Retin-A Cream Vs. Gel

Retin-A is a brand of tretinoin cream or gel available by prescription to treat acne. When patients noted their skin looked more radiant, Retin-A became a test subject as an anti-aging tool. Although the drug is over 20 years old, dermatologists still consider it one of the most effective acne treatments. Patients can receive Retin-A in gel or cream form.

Function

Retin-A, a derivative of Vitamin A, speeds the shedding of outer skin cells, and helps skin produce more collagen and a thicker top layer. Initially, skin may become chapped and dry. Acne may appear to worsen in the first few weeks of Retin-A use as cells bring impurities to the surface. Patients may experience burning upon application until the skin adjusts after a few weeks. Both the gel and the cream for work in the same manner.

History

Dr.

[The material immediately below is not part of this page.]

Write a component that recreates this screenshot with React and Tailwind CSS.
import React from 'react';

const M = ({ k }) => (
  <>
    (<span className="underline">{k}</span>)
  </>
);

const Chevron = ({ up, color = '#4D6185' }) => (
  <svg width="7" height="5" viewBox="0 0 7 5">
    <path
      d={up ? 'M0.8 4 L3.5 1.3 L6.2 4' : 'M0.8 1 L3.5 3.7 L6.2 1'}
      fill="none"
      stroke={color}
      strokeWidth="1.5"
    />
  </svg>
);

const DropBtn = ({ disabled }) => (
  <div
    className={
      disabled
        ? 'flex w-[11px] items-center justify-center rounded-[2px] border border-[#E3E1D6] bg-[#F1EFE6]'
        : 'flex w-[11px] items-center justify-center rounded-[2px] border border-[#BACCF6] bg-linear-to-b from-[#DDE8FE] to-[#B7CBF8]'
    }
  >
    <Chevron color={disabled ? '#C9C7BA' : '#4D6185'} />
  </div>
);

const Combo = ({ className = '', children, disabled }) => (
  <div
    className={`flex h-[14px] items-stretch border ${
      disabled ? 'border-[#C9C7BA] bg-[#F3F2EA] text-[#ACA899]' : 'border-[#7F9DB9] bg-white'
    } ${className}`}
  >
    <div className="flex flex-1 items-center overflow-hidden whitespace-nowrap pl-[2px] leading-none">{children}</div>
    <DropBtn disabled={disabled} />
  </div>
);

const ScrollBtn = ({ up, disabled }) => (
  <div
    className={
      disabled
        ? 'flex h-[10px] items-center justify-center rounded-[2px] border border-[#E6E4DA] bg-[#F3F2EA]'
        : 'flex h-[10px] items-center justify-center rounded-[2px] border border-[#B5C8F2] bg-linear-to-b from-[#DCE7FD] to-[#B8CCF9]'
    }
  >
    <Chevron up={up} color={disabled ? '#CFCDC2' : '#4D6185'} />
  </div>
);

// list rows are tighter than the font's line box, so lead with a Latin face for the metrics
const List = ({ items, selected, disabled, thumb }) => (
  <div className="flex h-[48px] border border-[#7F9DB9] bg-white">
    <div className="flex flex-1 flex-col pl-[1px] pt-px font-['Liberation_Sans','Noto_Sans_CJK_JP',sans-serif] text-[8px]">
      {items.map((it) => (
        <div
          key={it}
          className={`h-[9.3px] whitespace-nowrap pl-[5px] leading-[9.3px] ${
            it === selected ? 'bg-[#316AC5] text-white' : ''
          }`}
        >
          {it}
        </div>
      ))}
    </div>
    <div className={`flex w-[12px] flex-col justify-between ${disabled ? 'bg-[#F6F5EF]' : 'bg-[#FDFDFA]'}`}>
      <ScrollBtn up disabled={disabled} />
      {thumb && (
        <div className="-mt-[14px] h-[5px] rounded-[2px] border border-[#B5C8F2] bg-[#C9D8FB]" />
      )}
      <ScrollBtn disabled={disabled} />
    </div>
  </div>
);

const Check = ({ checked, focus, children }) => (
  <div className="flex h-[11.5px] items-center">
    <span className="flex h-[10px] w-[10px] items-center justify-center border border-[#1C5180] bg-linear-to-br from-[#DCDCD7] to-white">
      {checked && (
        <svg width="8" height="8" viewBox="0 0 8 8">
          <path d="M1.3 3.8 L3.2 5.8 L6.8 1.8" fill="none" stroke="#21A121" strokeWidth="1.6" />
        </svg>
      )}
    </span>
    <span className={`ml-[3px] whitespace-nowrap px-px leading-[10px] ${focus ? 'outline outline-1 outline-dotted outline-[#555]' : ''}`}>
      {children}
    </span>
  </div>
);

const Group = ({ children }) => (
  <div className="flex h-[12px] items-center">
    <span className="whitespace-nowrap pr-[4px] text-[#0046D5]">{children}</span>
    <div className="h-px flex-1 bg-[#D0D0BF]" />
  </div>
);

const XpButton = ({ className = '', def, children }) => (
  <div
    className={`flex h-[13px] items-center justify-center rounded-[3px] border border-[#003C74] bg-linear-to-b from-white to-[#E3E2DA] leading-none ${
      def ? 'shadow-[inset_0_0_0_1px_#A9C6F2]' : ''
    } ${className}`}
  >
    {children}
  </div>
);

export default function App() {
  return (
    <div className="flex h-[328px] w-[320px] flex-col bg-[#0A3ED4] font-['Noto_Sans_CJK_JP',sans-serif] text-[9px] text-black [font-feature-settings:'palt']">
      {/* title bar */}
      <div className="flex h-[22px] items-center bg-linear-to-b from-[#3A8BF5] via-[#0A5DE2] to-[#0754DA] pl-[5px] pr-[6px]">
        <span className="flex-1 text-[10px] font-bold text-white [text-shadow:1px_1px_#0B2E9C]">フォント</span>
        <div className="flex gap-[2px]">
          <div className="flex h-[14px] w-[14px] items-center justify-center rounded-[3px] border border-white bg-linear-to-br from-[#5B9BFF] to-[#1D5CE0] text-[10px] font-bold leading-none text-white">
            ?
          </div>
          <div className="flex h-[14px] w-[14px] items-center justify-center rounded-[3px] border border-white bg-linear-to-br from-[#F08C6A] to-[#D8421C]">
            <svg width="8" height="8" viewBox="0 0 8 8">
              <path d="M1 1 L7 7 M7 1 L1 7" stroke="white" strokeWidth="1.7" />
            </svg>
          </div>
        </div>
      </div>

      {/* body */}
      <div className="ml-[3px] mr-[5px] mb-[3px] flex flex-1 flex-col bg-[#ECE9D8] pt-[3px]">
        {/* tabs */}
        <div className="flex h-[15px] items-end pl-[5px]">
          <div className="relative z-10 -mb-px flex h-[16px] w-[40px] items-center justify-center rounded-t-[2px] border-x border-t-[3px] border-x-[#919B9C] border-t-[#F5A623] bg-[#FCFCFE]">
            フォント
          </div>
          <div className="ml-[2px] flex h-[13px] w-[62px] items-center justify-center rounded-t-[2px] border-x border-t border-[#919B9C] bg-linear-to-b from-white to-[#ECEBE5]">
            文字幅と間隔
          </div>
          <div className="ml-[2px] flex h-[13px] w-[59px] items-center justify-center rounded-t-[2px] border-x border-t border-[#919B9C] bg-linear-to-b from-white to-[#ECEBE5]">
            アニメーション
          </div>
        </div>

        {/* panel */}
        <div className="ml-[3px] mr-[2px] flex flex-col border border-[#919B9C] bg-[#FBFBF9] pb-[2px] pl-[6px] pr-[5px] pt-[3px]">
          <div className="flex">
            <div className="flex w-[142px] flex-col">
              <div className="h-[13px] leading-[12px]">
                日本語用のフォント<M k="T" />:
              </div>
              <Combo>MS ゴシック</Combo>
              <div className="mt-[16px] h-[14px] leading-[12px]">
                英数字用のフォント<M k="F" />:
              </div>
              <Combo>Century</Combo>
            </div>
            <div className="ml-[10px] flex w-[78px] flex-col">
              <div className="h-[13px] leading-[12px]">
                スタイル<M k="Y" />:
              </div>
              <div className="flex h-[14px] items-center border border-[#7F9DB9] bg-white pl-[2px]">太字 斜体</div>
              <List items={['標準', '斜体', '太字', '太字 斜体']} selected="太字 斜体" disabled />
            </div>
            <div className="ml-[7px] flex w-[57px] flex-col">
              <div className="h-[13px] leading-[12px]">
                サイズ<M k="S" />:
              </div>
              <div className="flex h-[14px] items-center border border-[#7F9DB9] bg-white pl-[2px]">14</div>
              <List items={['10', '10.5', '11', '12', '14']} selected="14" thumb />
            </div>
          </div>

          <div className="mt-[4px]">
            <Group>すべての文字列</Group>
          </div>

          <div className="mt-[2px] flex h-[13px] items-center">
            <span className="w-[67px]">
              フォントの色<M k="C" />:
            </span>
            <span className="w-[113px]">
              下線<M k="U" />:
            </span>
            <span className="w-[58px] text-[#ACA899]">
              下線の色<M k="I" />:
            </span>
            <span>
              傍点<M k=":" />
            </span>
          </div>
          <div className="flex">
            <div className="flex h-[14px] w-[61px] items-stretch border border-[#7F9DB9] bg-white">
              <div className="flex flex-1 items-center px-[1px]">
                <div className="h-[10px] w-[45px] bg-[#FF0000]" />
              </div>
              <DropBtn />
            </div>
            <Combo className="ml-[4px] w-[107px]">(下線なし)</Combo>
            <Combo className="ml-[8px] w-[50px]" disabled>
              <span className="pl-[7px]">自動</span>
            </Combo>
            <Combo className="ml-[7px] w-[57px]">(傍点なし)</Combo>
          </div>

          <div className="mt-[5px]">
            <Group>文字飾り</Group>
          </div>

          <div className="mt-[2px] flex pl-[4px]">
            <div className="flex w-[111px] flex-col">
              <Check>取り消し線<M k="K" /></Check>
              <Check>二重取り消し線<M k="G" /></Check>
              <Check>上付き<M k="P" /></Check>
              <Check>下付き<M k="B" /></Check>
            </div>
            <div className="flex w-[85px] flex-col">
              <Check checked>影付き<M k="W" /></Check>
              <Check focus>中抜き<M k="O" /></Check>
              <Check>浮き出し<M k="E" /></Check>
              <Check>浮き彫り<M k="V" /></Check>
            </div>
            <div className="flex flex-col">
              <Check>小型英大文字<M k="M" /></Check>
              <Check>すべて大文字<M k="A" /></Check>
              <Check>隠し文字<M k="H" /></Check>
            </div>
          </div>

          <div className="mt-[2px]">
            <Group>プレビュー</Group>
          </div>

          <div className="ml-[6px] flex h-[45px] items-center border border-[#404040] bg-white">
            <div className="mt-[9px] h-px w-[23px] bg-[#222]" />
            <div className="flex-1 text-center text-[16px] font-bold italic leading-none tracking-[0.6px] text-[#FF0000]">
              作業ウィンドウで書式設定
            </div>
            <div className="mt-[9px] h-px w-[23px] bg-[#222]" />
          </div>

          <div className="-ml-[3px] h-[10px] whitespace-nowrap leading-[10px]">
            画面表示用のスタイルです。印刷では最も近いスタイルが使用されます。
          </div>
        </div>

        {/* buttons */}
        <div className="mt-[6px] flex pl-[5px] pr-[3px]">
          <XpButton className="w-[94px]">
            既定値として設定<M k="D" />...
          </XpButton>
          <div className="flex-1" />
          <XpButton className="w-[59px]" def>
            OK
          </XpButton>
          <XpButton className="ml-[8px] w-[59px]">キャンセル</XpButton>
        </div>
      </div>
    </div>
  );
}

John J. Voorhees, chairman of the dermatology department at University of Michigan's School of Medicine published a study in 1988 on Retin-A users with photodamaged skin. Results of the 16-week double-blind study showed that all 30 subjects showed statistically significant improvement in skin texture, reduced wrinkles and brown spots. Retin-A became known as an anti-wrinkle treatment. Nearly 300 retinol-containing cosmetics have appeared since 2003 according to Mintel Global Products Database.

Cream versus Gel

Retin-A gel contains more alcohol than the cream and can be more drying to the skin. While this can be useful for acne-prone skin, aging skin may need more moisture. The cream-based Retin-A can be more gentle. Dermatologists can find the cream useful during the winter months and the gel in the summer. Many dermatologists recommend applying a moisturizer an hour after the Retin-A to reduce the drugs drying effect.

Considerations

Skin cells contain retinoid receptors that regulate cell function. As you age, your cells act with less regularity. Dermatologist Dr. Min-Wei Christine Lee of Walnut Creek, California told The New York Times, "Consistent use of Retin-A helps normalize the cells." However, you may experience redness and peeling for the first 6 to 12 weeks of Retin-A use as your skin adjusts. Despite the effectiveness of the drug, many people stop using it before the skin shows improvement.

Warning

Retin-A users should reduce sun exposure to avoid skin damage. If you have eczema, dermatitis or rosacea, Retin-A can worsen your skin condition. When applying, wash face and wait 20 to 30 minutes before putting Retin-A on your skin to avoid irritation. There has not been sufficient testing to declare Retin-A safe for use during pregnancy or while breastfeeding.